The risks with an assignment is that instead of dealing with the party that you contracted with, you are now dealing with another party so there could be a loss in value, increase in problems etc. So from a Buyer’s perspective you want to prevent the Supplier from being able to assign the contract without your consent.
The typical things that get negotiated in Buyer’s consent to the Supplier doing an assignment is whether consent is solely at Buyer’s discretion or is subject to a reasonableness standard. Most Buyers would prefer to be able to assign their contract without requiring the Supplier’s consent as they see needing to get the Supplier’s consent as an opportunity to “hold them up” where they would use Buyer’s need for the consent to leverage something better for them such as an additional payment of fee. So Buyers will pursue the unilateral right to assign in certain business situations such as the sale of the business that uses the contract.
The risk with an assignment and novation is for a Buyer to agree, it is just like qualifying a new supplier where you need to determine whether the new company has the necessary assets and resources to stand behind not just future commitments but also to stand behind all of the potential liabilities with respect to prior sales such as the warranties, indemnities, etc. Most of the time Suppliers that are involved in these types of assignments want it to be an assignment and novation so they have no liability going forward and Buyer can only look to the new entity. That may be fine if the new entity has everything you need or what to ensure you remain protected, but what if they don’t? One option is to refuse to agree to with the novation. I’ve encountered Suppliers that simply refuse to accept anything but an assignment and novation. When I refused, the contract remained with them to perform. But that was clumsy. So I also did a new agreement with the new entity that simply incorporated by reference all the terms of the existing agreement so going forward they would sell at the same terms and pricing as the original supplier. While that would mean that on purchases going forward you would not be able to look to the original Supplier for liability, what it did do was to keep the original supplier still liable for all their prior sales and any liability associated with them.

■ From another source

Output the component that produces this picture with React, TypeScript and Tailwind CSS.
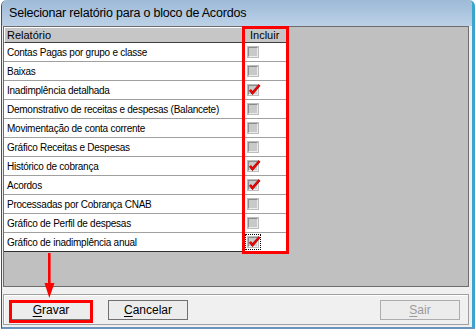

The risk with a Change of Control is the potential negative impact a change of control might have (such as the supplier being sold to a major competitor of your company’s). Most companies would never give a Buyer veto power over who that may potentially sell their company to or merge with, but from a Buyer’s perspective if the change of control is problematic to the Buyer the Buyer should have the right to terminate the agreement in the event of a change in control.

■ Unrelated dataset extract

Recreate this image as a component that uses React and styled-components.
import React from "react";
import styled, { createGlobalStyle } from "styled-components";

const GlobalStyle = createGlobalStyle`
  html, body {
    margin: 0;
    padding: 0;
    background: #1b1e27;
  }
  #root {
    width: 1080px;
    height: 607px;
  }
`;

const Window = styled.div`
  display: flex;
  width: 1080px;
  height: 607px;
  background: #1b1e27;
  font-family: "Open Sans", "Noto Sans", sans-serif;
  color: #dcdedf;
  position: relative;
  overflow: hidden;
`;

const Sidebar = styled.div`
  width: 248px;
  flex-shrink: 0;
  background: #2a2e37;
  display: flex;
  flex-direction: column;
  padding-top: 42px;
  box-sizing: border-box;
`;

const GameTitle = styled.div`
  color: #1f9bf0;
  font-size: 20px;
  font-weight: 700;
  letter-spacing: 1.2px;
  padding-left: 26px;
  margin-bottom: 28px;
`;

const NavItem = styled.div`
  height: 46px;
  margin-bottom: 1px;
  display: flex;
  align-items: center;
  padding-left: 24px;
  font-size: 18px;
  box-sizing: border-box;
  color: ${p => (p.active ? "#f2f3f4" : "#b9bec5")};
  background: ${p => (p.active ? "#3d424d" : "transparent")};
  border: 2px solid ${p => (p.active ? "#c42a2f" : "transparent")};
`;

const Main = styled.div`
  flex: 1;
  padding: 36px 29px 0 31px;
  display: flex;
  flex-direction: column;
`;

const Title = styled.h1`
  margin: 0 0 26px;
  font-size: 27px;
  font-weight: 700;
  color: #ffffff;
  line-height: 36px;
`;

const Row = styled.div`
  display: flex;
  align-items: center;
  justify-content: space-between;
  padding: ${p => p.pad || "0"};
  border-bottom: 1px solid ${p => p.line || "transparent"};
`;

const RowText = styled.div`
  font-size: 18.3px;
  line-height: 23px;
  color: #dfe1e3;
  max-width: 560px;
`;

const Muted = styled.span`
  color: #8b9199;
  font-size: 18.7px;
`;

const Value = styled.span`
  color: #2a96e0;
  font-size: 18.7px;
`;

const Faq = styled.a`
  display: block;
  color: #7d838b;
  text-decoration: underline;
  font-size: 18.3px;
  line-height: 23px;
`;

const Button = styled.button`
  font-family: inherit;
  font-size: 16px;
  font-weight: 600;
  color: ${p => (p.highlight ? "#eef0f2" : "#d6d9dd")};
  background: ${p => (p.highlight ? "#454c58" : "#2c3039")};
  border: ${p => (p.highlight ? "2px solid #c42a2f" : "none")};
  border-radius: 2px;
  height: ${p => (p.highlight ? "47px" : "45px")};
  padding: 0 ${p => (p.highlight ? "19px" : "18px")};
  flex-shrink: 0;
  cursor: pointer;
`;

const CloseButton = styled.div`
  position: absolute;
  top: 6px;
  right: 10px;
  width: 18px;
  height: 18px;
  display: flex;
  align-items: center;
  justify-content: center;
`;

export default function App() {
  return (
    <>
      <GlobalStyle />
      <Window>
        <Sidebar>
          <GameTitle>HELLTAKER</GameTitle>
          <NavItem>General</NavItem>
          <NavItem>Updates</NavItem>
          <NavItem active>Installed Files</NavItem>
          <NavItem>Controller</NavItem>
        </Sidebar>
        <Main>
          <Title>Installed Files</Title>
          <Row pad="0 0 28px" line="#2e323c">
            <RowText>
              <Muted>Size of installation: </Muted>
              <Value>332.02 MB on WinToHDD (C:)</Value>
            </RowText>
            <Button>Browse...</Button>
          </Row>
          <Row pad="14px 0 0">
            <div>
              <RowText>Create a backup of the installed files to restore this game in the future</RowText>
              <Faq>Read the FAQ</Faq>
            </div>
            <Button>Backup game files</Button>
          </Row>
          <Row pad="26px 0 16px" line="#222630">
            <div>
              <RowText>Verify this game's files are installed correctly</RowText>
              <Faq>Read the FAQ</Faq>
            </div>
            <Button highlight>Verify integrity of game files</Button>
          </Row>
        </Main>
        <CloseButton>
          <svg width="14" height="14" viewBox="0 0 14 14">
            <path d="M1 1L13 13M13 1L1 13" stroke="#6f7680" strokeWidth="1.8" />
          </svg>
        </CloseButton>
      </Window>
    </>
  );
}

The risk with pledging is you are introducing a third party to the relationship whose sole concern is the payment of monies to them. So if you are going to agree to pledging, the language would need to make sure that activity has no impact on the Buyer’s rights or remedies.

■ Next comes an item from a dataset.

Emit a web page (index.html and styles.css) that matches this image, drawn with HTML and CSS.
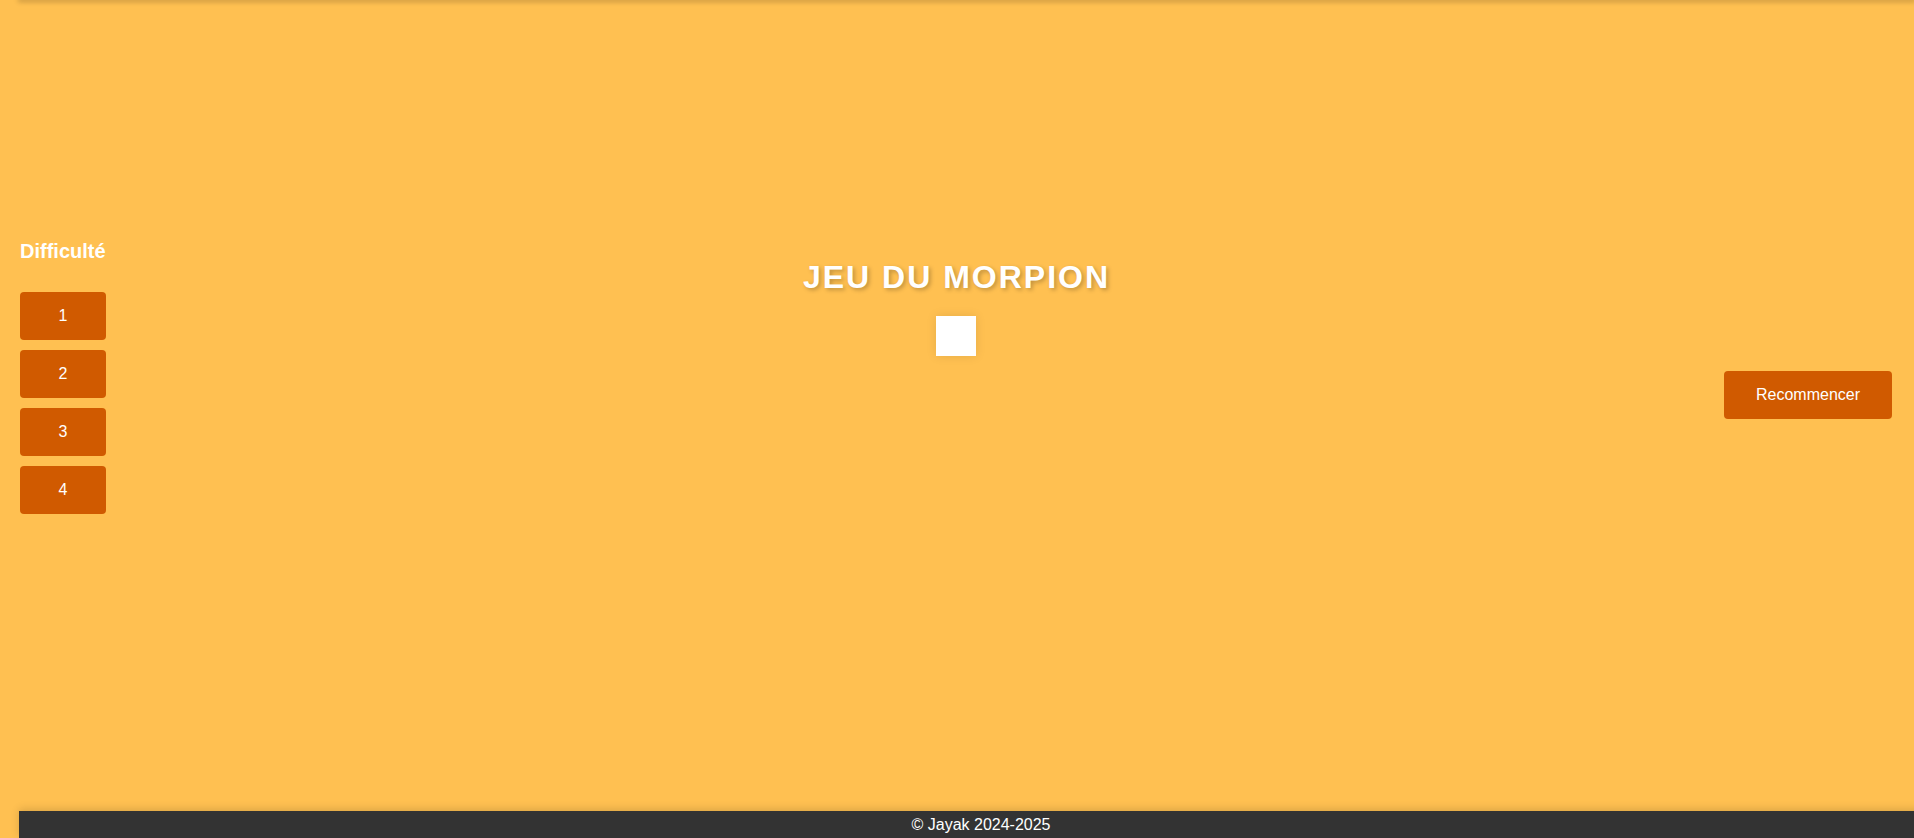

Let’s take a look at sample terms for each
Assignment:
Assignment language usually contains several sections
- The prohibition
“Neither party will assign their rights or delegate or subcontract their duties under this Agreement to third parties or affiliates without the prior written consent of the other party
- the standard for the consent
- “such consent not to be withheld unreasonably”
- “such consent shall be in Buyer’s sole discretion”
- The impact of an un-authorized assignment
- Any unauthorized assignment of this Agreement is void.”
- The rights of the parties to assign the agreement in conjunction with the sale of the Business providing or using the Contract goods or services.
- except that Buyer may assign this Agreement in conjunction with the sale of a substantial part of the business utilizing this Agreement
- Any restrictions on the agreed assignment
- “To a non-competitor of Supplier.”
- “provided such company has a substantially similar financial position as supplier”
Novation
If you wanted to prevent a novation you might include something like the following:
“This contract shall be binding on the parties and their respective successors and permitted assigns. Except in the instance of an assignment or transfer by Buyer of all or any portion of this agreement, the assigning party shall remain liable for the performance of any assigned or transferred obligations hereunder.
The requirements for a novation may vary by jurisdiction. For example in New York for there to be a novation it must specifically say it is a novation. In assignment consent letters Suppliers may try to create a novation by the words they use where the language in affect would say that Buyer may only look to the new entity going forward.
Change of Control
A change of control is different that an assignment as the contract is not being moved to a different company, and in fact the original supplier may continue to operate as a independent legal entity that is simply owned by a third party. If they wanted to move the agreement from the original supplier company to a different affiliate company, which would be an assignment and the terms of the assignment provision would apply,
Should you be concerned about Change of Control and have contract language to deal with that? In some cases you should. For example, if your competitor purchases a key Supplier of yours it may be harmful. The problem is that it is impossible to negotiate change of control clauses in an agreement that would prohibit the sale of their business. That’s because company’s officers and directors have a fiduciary obligation to act in the best interests of their shareholders so they would not be willing to agree to anything that restricts their ability to have their company merge with or be acquired by another company. At best what you may be able to negotiate into the agreement would be terms that give you certain rights and remedies should there be a change of control that could be damaging to you. For example you could potentially negotiate in a term where if there was a change of control and the new entity was in direct competition with you, you would have certain rights such as the right to terminate the agreement with reduced or no liability within a certain period of time to allow you to move to another entity if possible. For example:
“In the event of a change in Control of Supplier, where all or substantially all of the assets of Supplier are acquired by any Entity, or Supplier is merged with or into another Entity to form a new Entity (a “Change of Control”, then at any time within twelve (12) months after the Change of Control occurs, Buyer may, terminate this Agreement, in whole or in part, with sixty (60) days written notice. Buyer’s sole liability in the event of such termination shall be _________________ [
Pledging
If you were to agree with the concept of allowing the Supplier to pledge or assign their rights in accounts receivables to a third party, there are a number of protections that you would need to put in place for that so Buyer’s rights are unaffected The following is an example of a clause that you add.
“Supplier may assign Supplier’s right to receive payments under this Contract; provided, however, that any such assignment (a) will not increase the number of payments or amounts due from Buyer, (b) will be subject to any claims and offset rights as well as Buyer’s right to receive payment for unused credits, and (c) will not affect any of Buyer’s rights or remedies under this Agreement. If Supplier assigns any of its rights to receive payments hereunder, then Supplier agrees to indemnify, defend and hold Buyer harmless from any and all claims, damages or losses relating to claims brought by any non-party asserting rights under this Agreement.”